Team Decision-Making Pitfalls and Avoidance Strategies in Team Collaboration

Problem Description
Team decision-making is a core part of collaboration but often deviates from the optimal outcome due to cognitive biases, group pressures, or process flaws. This topic systematically analyzes common psychological pitfalls (such as groupthink, anchoring effect) and structural pitfalls (such as authority dominance, lack of information transparency) in team decision-making and their negative impacts. It focuses on explaining how to effectively avoid these pitfalls and improve decision quality and team effectiveness through structured process design, application of cognitive tools, and establishment of team behavioral norms.

Solution Process

  1. Identify Common Team Decision-Making Pitfalls

    • Groupthink: Members suppress dissent to maintain harmony, leading to blind consensus. For example, ignoring risk signals or pressuring dissenters.
    • Anchoring Effect: Over-reliance on initial viewpoints or data (e.g., the first proposed plan), limiting subsequent innovation.
    • Authority Dominance: Leaders or senior members express opinions too early, suppressing the genuine opinions of other members.
    • Insufficient Information Sharing: Members only discuss known information, failing to fully integrate unique knowledge held by individuals.
    • Risky Shift and Group Polarization: After discussion, the team tends to make more extreme decisions (either riskier or more conservative) rather than a moderate solution.
  2. Design a Structured Decision-Making Process

    • Stage Separation: Clearly distinguish between "problem analysis → solution generation → evaluation → decision" stages to avoid confusing goals with means.
      • Example: Using the "Six Thinking Hats" method, focusing on one thinking mode per stage (e.g., White Hat for data analysis only).
    • Anonymous Opinion Collection: Use anonymous voting or written submissions before discussion to avoid the anchoring effect.
      • Tools: Anonymous voting software, Delphi method with iterative feedback.
    • Assign a Devil's Advocate Role: Designate a member to specifically raise objections (e.g., "Devil's Advocate") to force multi-perspective thinking.
  3. Apply Decision Support Tools

    • Pre-mortem Analysis: Before deciding, assume the plan has already failed.

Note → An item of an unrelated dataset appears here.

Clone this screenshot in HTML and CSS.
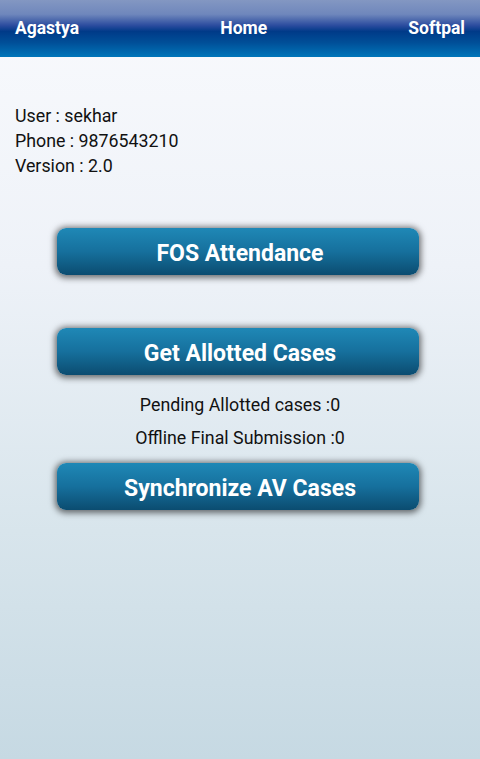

Have all members analyze potential causes in reverse to preemptively avoid risks.
    • Decision Matrix: List key criteria (e.g., cost, timeliness) and assign quantitative scores to alternative solutions to reduce subjective preference.
    • Introduce External Perspectives: Invite non-core members to observe and provide objective feedback to break information silos.
  4. Establish Team Behavioral Norms

    • Equal Speaking Rights: Clearly define rules for minimum speaking time per person, with the leader speaking last.
    • Dissent Protection Mechanism: Encourage opposing views and prohibit personal attacks, for example, by establishing a "dissent reward points" system.
    • Post-Decision Review: Record decision logic and expected outcomes, and regularly review deviations to optimize the process.
  5. Case Simulation and Adjustment

    • Apply the above strategies in simulated scenarios (e.g., resource allocation disputes) to observe if pitfalls reoccur.
    • Adjust the combination of tools based on team characteristics: Innovative teams need to strengthen the divergence phase (e.g., brainstorming), while high-risk teams need to reinforce the evaluation phase (e.g., sensitivity analysis).

By gradually internalizing these strategies, teams can systematically reduce decision biases and enhance the rationality and execution of decisions.